Am 24. Juli 2010 endete die Loveparade in einer Katastrophe. Jessika Westen war an dem Tag als Reporterin in Duisburg unterwegs und hat in den letzten Jahren mit Betroffenen und den Angehörigen der Verstorbenen gesprochen. Ihnen fehlt es weiterhin an Aufklärung, sagt sie.
Heute vor zehn Jahren bekam Journalistin und WDR-Reporterin Jessika Westen einen Anruf von einem Kollegen aus der Redaktion. Er fragte sie, ob sie etwas von Toten auf dem Gelände der Loveparade mitbekommen habe.
Jessika Westen stand zu dem Zeitpunkt vor dem Hauptbahnhof in Duisburg. Von dort sollte sie als Festivalreporterin live für das WDR-Fernsehen über die Loveparade berichten. In dem Moment, als der Anruf kam, hatte sie noch keine Ahnung von dem Unglück.
21 Tote, mehr als 650 Verletzte
Ihr Kollege in der WDR-Redaktion sprach erst von einem Gerücht, das noch offiziell von den Behörden bestätigt werden müsse. Nachdem sich ein Teil des Teams um Jessika Westen auf den Weg zum Festivalgelände machte, telefonierte die Reporterin mit dem damaligen Pressesprecher der Duisburger Polizei. Dann kam die Bestätigung: Es gibt Tote. 21 Menschen starben bei einer Massenpanik.

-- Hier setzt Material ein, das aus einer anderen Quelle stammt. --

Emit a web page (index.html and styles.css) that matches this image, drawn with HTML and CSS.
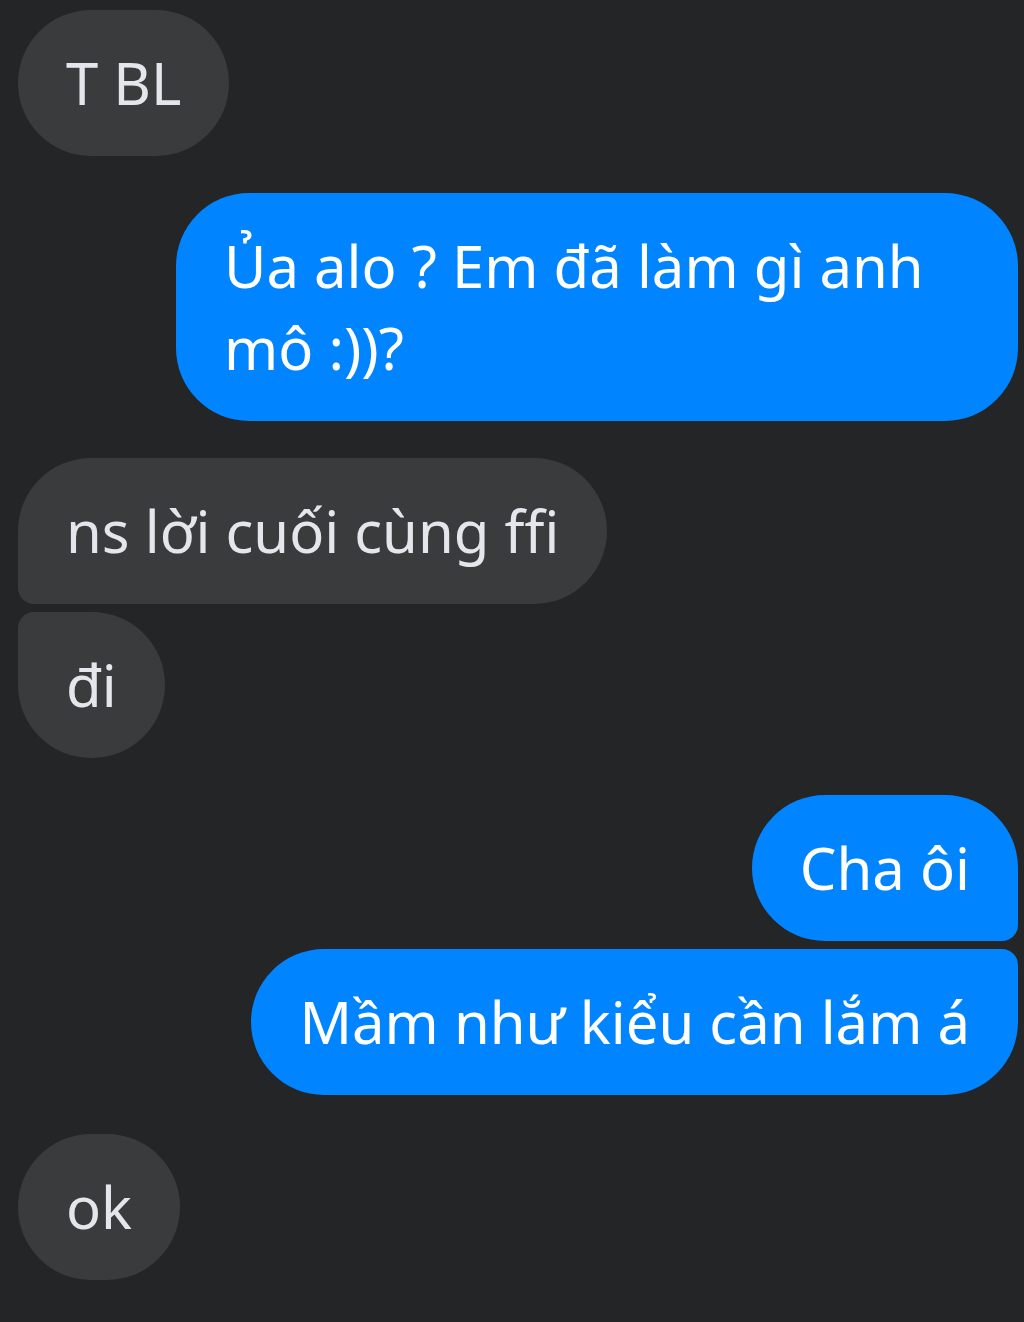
FILE: index.html
```html
<!DOCTYPE html>
<html lang="vi">
<head>
<meta charset="utf-8">
<link rel="stylesheet" href="styles.css">
</head>
<body>
<div class="chat">
  <div class="row in"><div class="bubble in solo">T BL</div></div>
  <div class="row out gap"><div class="bubble out solo">Ủa alo ? Em đã làm gì anh mô :))?</div></div>
  <div class="row in gap"><div class="bubble in first">ns lời cuối cùng ffi</div></div>
  <div class="row in tight"><div class="bubble in last">đi</div></div>
  <div class="row out gap"><div class="bubble out first">Cha ôi</div></div>
  <div class="row out tight"><div class="bubble out last">Mầm như kiểu cần lắm á</div></div>
  <div class="row in gap wide"><div class="bubble in solo">ok</div></div>
</div>
</body>
</html>
```

FILE: styles.css
```css
html, body {
  margin: 0;
  padding: 0;
  background: #242527;
  height: 100%;
}
.chat {
  display: flex;
  flex-direction: column;
  padding: 10px 6px 0 18px;
  font-family: "Noto Sans", "Open Sans", sans-serif;
  font-size: 58px;
}
.row {
  display: flex;
}
.row.in { justify-content: flex-start; }
.row.out { justify-content: flex-end; }
.row.gap { margin-top: 37px; }
.row.gap.wide { margin-top: 39px; }
.row.tight { margin-top: 8px; }
.bubble {
  max-width: 842px;
  box-sizing: border-box;
  padding: 32px 48px;
  line-height: 82px;
  border-radius: 73px;
}
.bubble.in {
  background: #3a3b3d;
  color: #e4e6eb;
}
.bubble.out {
  background: #0084ff;
  color: #ffffff;
}
.bubble.in.first { border-bottom-left-radius: 16px; }
.bubble.in.last { border-top-left-radius: 16px; }
.bubble.out.first { border-bottom-right-radius: 16px; }
.bubble.out.last { border-top-right-radius: 16px; }
```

Sie wurden in dem Tunnel, der auf das Festivalgelände führt, zerquetscht. Mehr als 650 weitere Menschen wurden verletzt.
"Als der damalige Pressesprecher der Duisburger Polizei meinen Anruf annahm, habe ich schon an seiner Stimme gehört – die angespannt klang – dass irgendwas nicht stimmt."
Was als leichtes Fernsehgespräch über ein Technofestival angedacht war, wird zur Liveberichterstattung eines Unglücks mit 21 Toten. "Mir war total flau im Magen. Ich fühlte mich fast schwindelig und hatte buchstäblich wie Watte in den Ohren. Nach dem ersten Schock habe ich relativ schnell auf Funktionieren umgeschaltet", erinnert sich Jessika Westen.

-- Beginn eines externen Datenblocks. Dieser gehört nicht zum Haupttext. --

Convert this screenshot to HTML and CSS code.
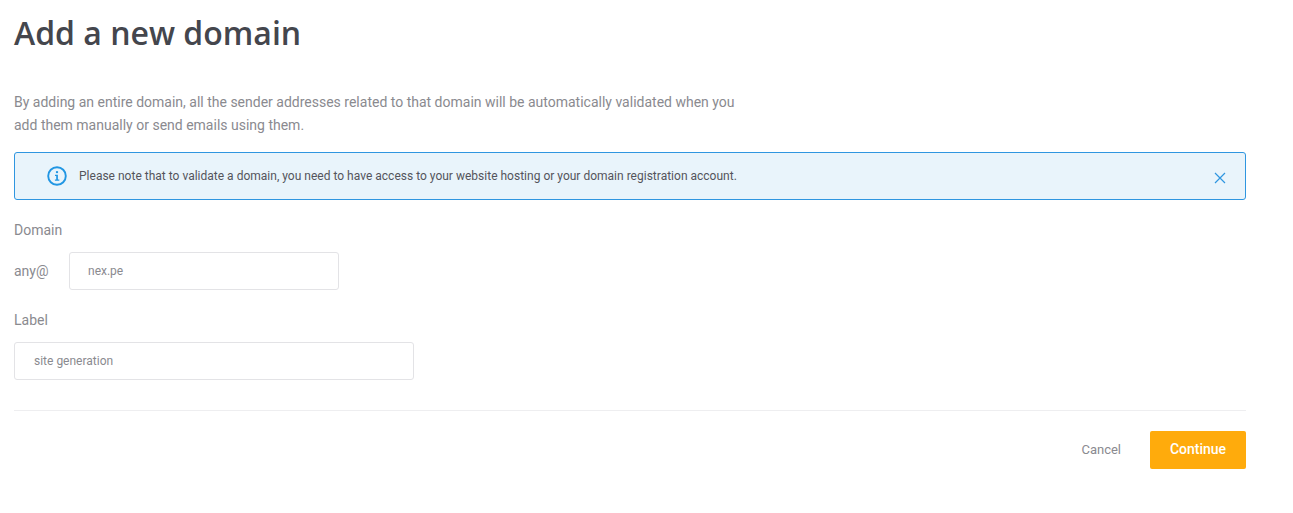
FILE: index.html
```html
<!DOCTYPE html>
<html lang="en">
<head>
<meta charset="utf-8">
<title>Add a new domain</title>
<link rel="stylesheet" href="styles.css">
</head>
<body>
<main class="page">
  <h1 class="title">Add a new domain</h1>
  <p class="intro">By adding an entire domain, all the sender addresses related to that domain will be automatically validated when you add them manually or send emails using them.</p>
  <div class="notice">
    <svg class="notice-icon" width="20" height="20" viewBox="0 0 20 20" fill="none">
      <circle cx="10" cy="10" r="8.8" stroke="#2196e3" stroke-width="1.9"/>
      <circle cx="10" cy="6.1" r="1.2" fill="#2196e3"/>
      <path d="M8 8.8h2.9v4.6H12.3v1.3H7.9v-1.3h1.3V10.1H8z" fill="#2196e3"/>
    </svg>
    <span class="notice-text">Please note that to validate a domain, you need to have access to your website hosting or your domain registration account.</span>
    <svg class="notice-close" width="12" height="12" viewBox="0 0 12 12" fill="none">
      <path d="M1 1l10 10M11 1L1 11" stroke="#2f96e0" stroke-width="1.2"/>
    </svg>
  </div>
  <div class="field-label">Domain</div>
  <div class="domain-row">
    <span class="prefix">any@</span>
    <div class="input input-short">nex.pe</div>
  </div>
  <div class="field-label label-second">Label</div>
  <div class="input input-long">site generation</div>
  <div class="divider"></div>
  <div class="actions">
    <span class="cancel">Cancel</span>
    <span class="continue">Continue</span>
  </div>
</main>
</body>
</html>
```
FILE: styles.css
```css
html, body {
  margin: 0;
  padding: 0;
  background: #fff;
}
.page {
  width: 1232px;
  padding: 0 0 0 14px;
  font-family: Roboto, "Liberation Sans", sans-serif;
  color: #8a8a8f;
}
.title {
  margin: 0;
  padding-top: 11px;
  font-family: "Open Sans", sans-serif;
  font-size: 32px;
  line-height: 43px;
  font-weight: 600;
  color: #44464d;
}
.intro {
  margin: 37px 0 0;
  width: 730px;
  font-size: 14px;
  line-height: 23px;
}
.notice {
  box-sizing: border-box;
  height: 48px;
  margin-top: 15px;
  display: flex;
  align-items: center;
  padding: 0 19px 0 32px;
  border: 1px solid #2f96e0;
  border-radius: 3px;
  background: #e9f4fb;
}
.notice-icon {
  flex: none;
}
.notice-text {
  flex: 1;
  margin: 0 0 1px 12px;
  font-size: 12px;
  letter-spacing: 0.008px;
  color: #54545c;
}
.notice-close {
  flex: none;
  margin-top: 4px;
}
.field-label {
  margin-top: 21px;
  font-size: 14px;
  line-height: 18px;
}
.label-second {
  margin-top: 21px;
}
.domain-row {
  display: flex;
  align-items: center;
  margin-top: 13px;
}
.prefix {
  width: 55px;
  font-size: 14px;
}
.input {
  box-sizing: border-box;
  height: 38px;
  display: flex;
  align-items: center;
  padding-left: 19px;
  border: 1px solid #e3e3e6;
  border-radius: 3px;
  font-size: 12px;
  background: #fff;
}
.input-short {
  width: 270px;
  padding-left: 18px;
}
.input-long {
  width: 400px;
  margin-top: 13px;
}
.divider {
  height: 1px;
  margin-top: 30px;
  background: #eeeef0;
}
.actions {
  display: flex;
  justify-content: flex-end;
  align-items: center;
  margin-top: 20px;
}
.cancel {
  font-size: 13px;
  margin-right: 29px;
  margin-bottom: 2px;
}
.continue {
  box-sizing: border-box;
  width: 96px;
  height: 38px;
  padding-bottom: 2px;
  display: flex;
  align-items: center;
  justify-content: center;
  border-radius: 2px;
  background: #ffab0c;
  color: #fff;
  font-size: 14px;
  font-weight: 500;
}
```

Am Duisburger Hauptbahnhof traf sie dann auf erste Augenzeugen. Sie waren von Kopf bis Fuß bedeckt mit grauem Staub, ihre Blicke teilweise leer, erinnert sich die WDR-Reporterin. "Sie schienen völlig verstört", erzählt sie.
"Die Festivalbesucher sahen aus, als ob sie in einem Krisengebiet gewesen wären. Sie hatten teilweise leere Blicke. Einige waren total wütend."
In den vergangen zehn Jahren hat Jessika Westen einige der Betroffenen und Angehörigen getroffen und auch den Prozess zum Unglück als Journalistin begleitet.
Basierend auf diesen Gesprächen und aus den Erkenntnissen der Aufarbeitung hat sie einen Roman geschrieben, der den Tag des Loveparade-Unglücks aus drei Perspektiven erzählt: die einer Journalistin, die eines Rettungssanitäters und die Perspektive einer Festivalbesucherin. Ihr Buch "Dance or Die" bezeichnet Jessika Westen als einen Doku-Roman. "Nichts, was die Figuren erleben, ist ausgedacht", erklärt sie.
Der Loveparade-Prozess endet ohne Urteil
Seitens des Gerichts ist der Prozess über das Unglück der Loveparade abgeschlossen. Ein Urteil gibt es allerdings nicht. Die einzelne Schuld der Angeklagten sei zu gering, erklärte der vorsitzende Richter Mario Plein in der Begründung des Urteils Anfang Mai 2020. Es sei eine Katastrophe ohne Bösewicht. "Wir haben ihn jedenfalls nicht gefunden", sagte der Richter.
184 Prozesstage – keine Schuldigen
Ein Prozessende ohne Urteil: Das ist für viele der Angehörige und Betroffene schwer zu verarbeiten, so die Journalistin. Denn auch die Prozesse und Abläufe, die im Hintergrund liefen und am Ende zu der Katastrophe beigetragen haben, bleiben weiterhin unklar.
Den Angehörige und Betroffenen gehe es um Aufklärung. "Sie hatten auch gehofft, dass sie durch das Urteil ein Stück weit besser mit dem Unglück abschließen können. Das ist ihnen jetzt verwehrt geblieben", sagt Jessika Westen.